The government of President Barack Obama should provide greater access to public information and more transparency, and at the same time the United States justice system should stop using journalists as witnesses in criminal trials.
This statement was originally published on sipapa.org on 13 September 2016.
The Inter American Press Association (IAPA) called on the government of President Barack Obama to provide greater access to public information and more transparency, and at the same time it urged the United States justice system to stop using journalists as witnesses in criminal trials.
At the initiative of the Society of Professional Journalists (SPJ) a letter was sent yesterday to White House Press Secretary Josh Earnest in which 40 organizations, including the IAPA, declared that the federal government’s level of transparency had worsened.
The note responded to an op-ed article by Earnest published in The New York Times which highlights supposed advances in the matter of transparency and says the media should recognize these efforts.
However, the organizations signing the note replied that transparency has in fact deteriorated.

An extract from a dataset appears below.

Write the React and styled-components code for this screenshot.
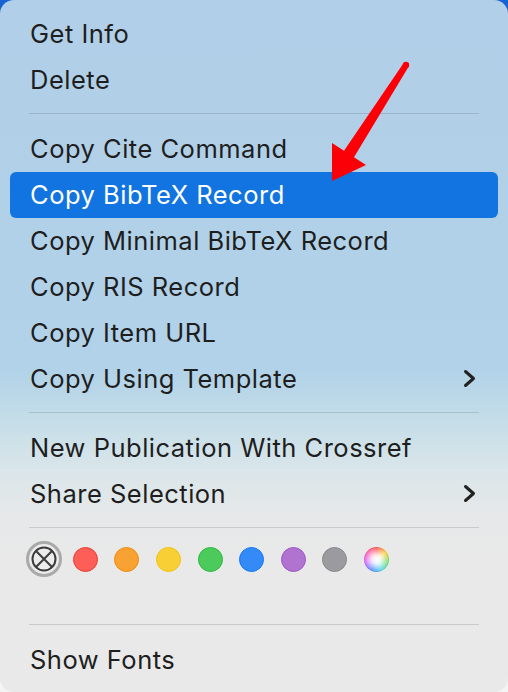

They give details, for example, of the fact that being blocked are requests by journalists to talk to White House staff, that there are excessive delays in responding to requests for interviews and that the federal agencies exclude critical reporters, among other points.
IAPA President Pierre Manigault recalled that his organization has been denouncing in its twice yearly reports on press freedom in the country the government’s control and little transparency in speedily providing the press and members of the public with information of general interest.
Manigault, president of the Charleston, South Carolina, newspaper The Post and Courier, declared that access to public information is “an inescapable duty of any democratic government and a fundamental principle of press freedom,” as enshrined in the Declaration of Chapultepec.
In addition, some weeks ago at the initiative of Reporters Committee for Freedom of the Press (RCFP) 58 press organizations and news media, among them the IAPA, urged a New York court, through an amicus brief to reverse an order requiring New York Times journalist Frances Robles to testify in a criminal case and hand over her unedited journalistic notes.
In October 2013 she had interviewed in prison a person accused of raping and murdering a four-year-old girl in 1991 and who confessed to the crime to the police, although he told Robles that he had been coerced.
The amicus curiae brief stresses that journalists should not be required to present evidence or reveal information, including unpublished material, in court, on the grounds that this would have a dissuasive effect on sources and journalists would abstain from reporting on controversial matters or not keep records of their interviews.
According to the International Press Institute (IPI) early this year an Army prosecutor threatened to subpoena journalist Mark Boal and have him hand over the recordings of his telephone conversations with a solider accused of desertion. In July a Bronx cable television news channel was ordered to hand over non-televised segments of an interview with a person charged with murder.